In 1948 when Israel became a new nation, 100,000 Palestinians in the West Bank were offered Israeli citizenship. But after being persuaded by neighbouring Arab states that Israel was to be destroyed, only 30,000 accepted. These people and their families are now well integrated in one of the only economically reliable and democratically functioning states in the region.

A Palestinian state exists today. It has a parliament in Ramallah, its own police and security forces, and a huge palace for President Abbas; whose term expired in 2009 yet there has been no elections since. Palestinian leaders since Arafat have diverted millions of dollars intended for their people to their own Swiss bank accounts.

Recent polls show 70 per cent of Israelis want a two-state solution. But how can they believe this is possible when Hamas and significant parts of the Palestinian Authority regularly state their mission is to destroy Israel? Can Tamar Louisson be confident that a new Palestinian state will not be another Syria, where 500,000 have been killed, or Yemen, where more than 200,000 are dead, or a completely failed state like Libya?

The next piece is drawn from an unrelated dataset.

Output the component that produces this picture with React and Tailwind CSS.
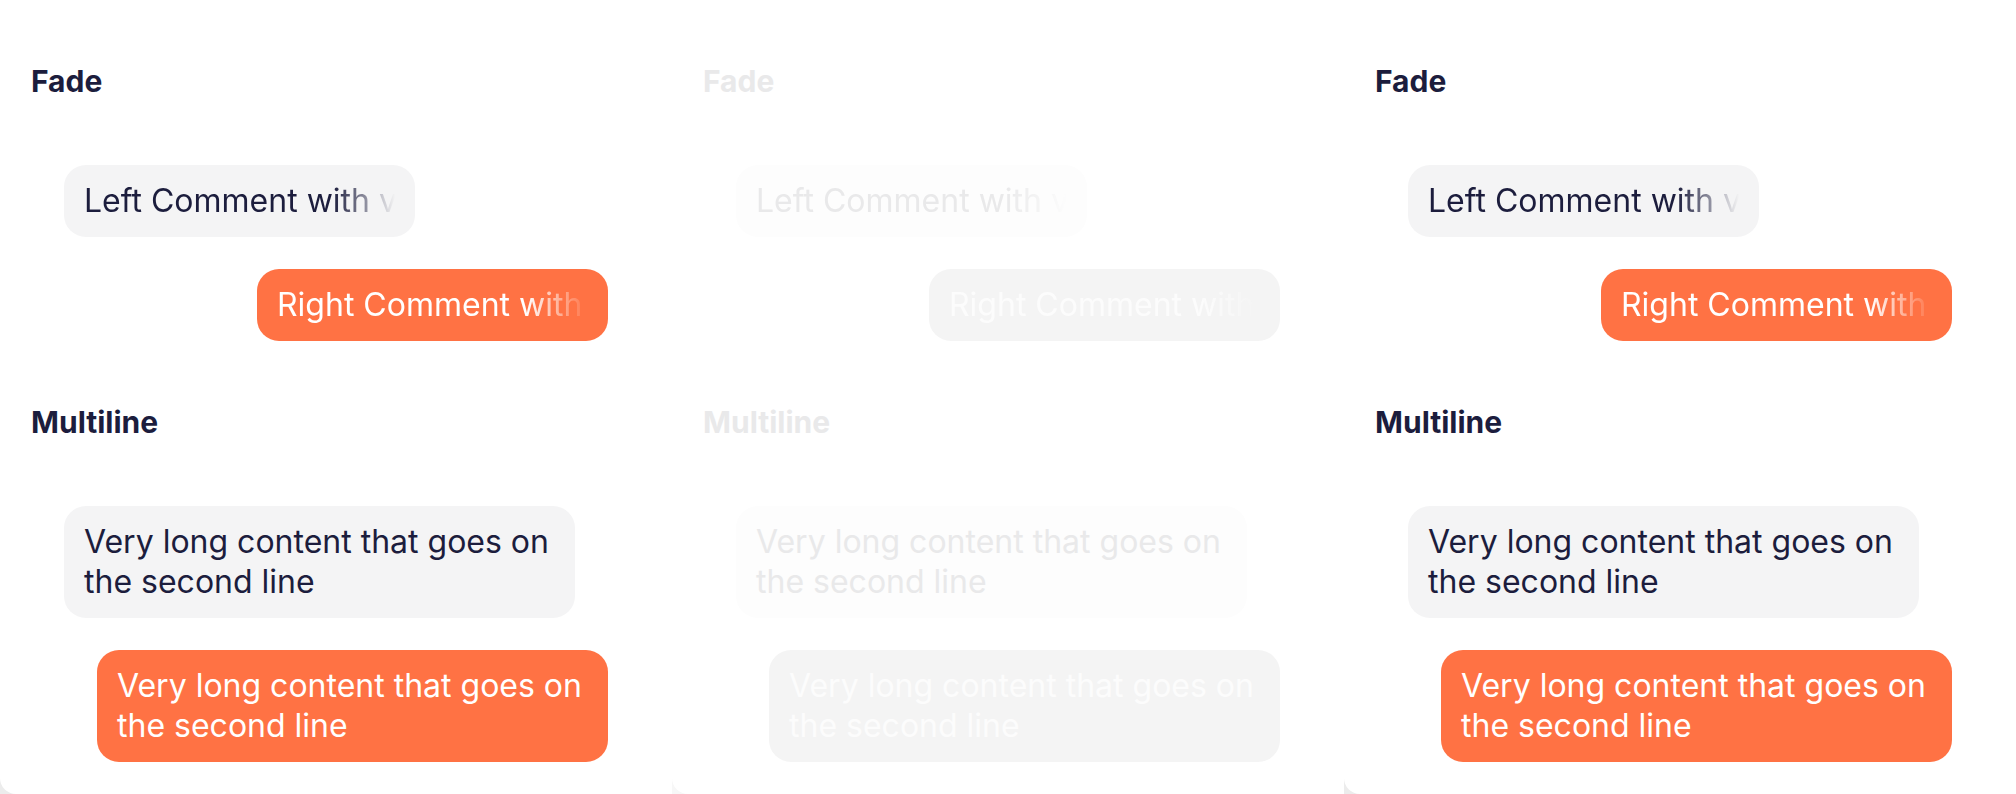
import React from "react";

const themes = {
  light: {
    frame: "bg-[#ececec]",
    heading: "text-[#1c1d3d]",
    leftBubble: "bg-[#f4f4f5] text-[#1c1d3d]",
    rightBubble: "bg-[#ff7244] text-white",
  },
  ghost: {
    frame: "bg-[#f7f7f7]",
    heading: "text-[#e9e9ea]",
    leftBubble: "bg-[#fdfdfd] text-[#e9e9ea]",
    rightBubble: "bg-[#f4f4f4] text-[#fcfcfc]",
  },
};

function Bubble({ side, theme, fade, children }) {
  const t = themes[theme];
  return (
    <div
      className={`rounded-[22px] px-5 py-4 text-[32px] leading-[40px] ${
        side === "left" ? `self-start ${t.leftBubble}` : `self-end ${t.rightBubble}`
      } ${fade ? "w-[351px]" : "max-w-[511px]"}`}
    >
      {fade ? (
        <div className="overflow-hidden whitespace-nowrap [mask-image:linear-gradient(to_right,#000_80%,transparent)] [-webkit-mask-image:linear-gradient(to_right,#000_80%,transparent)]">
          {children}
        </div>
      ) : (
        children
      )}
    </div>
  );
}

function Section({ title, theme, children }) {
  return (
    <section>
      <h2 className={`pl-[31px] text-[30px] font-bold leading-[36px] ${themes[theme].heading}`}>
        {title}
      </h2>
      <div className="mt-[66px] flex flex-col gap-8 px-16">{children}</div>
    </section>
  );
}

function Panel({ theme }) {
  return (
    <div className={`h-full w-[672px] ${themes[theme].frame}`}>
      <div className="flex h-full flex-col gap-[63px] rounded-bl-[16px] bg-white pt-[63px]">
        <Section title="Fade" theme={theme}>
          <Bubble side="left" theme={theme} fade>
            Left Comment with very long content that fades out
          </Bubble>
          <Bubble side="right" theme={theme} fade>
            Right Comment with very long content that fades out
          </Bubble>
        </Section>
        <Section title="Multiline" theme={theme}>
          <Bubble side="left" theme={theme}>
            Very long content that goes on the second line
          </Bubble>
          <Bubble side="right" theme={theme}>
            Very long content that goes on the second line
          </Bubble>
        </Section>
      </div>
    </div>
  );
}

export default function App() {
  return (
    <div className="flex h-screen w-full overflow-hidden bg-white font-['Inter',sans-serif]">
      <Panel theme="light" />
      <Panel theme="ghost" />
      <Panel theme="light" />
    </div>
  );
}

Today the major settlement blocks occupy only 2 per cent of the West Bank.  It is said that when the Palestinians want to have a Palestinian state more than they want to destroy the Jewish State, when they value life more than death, then maybe there will be peace.

* Shifra Horn lives in Jerusalem and New Zealand. She is a writer, journalist, lecturer and has worked with persecuted Jewish communities in several countries, including Portugal and Ethiopia. Her award-winning novels have been translated into many languages.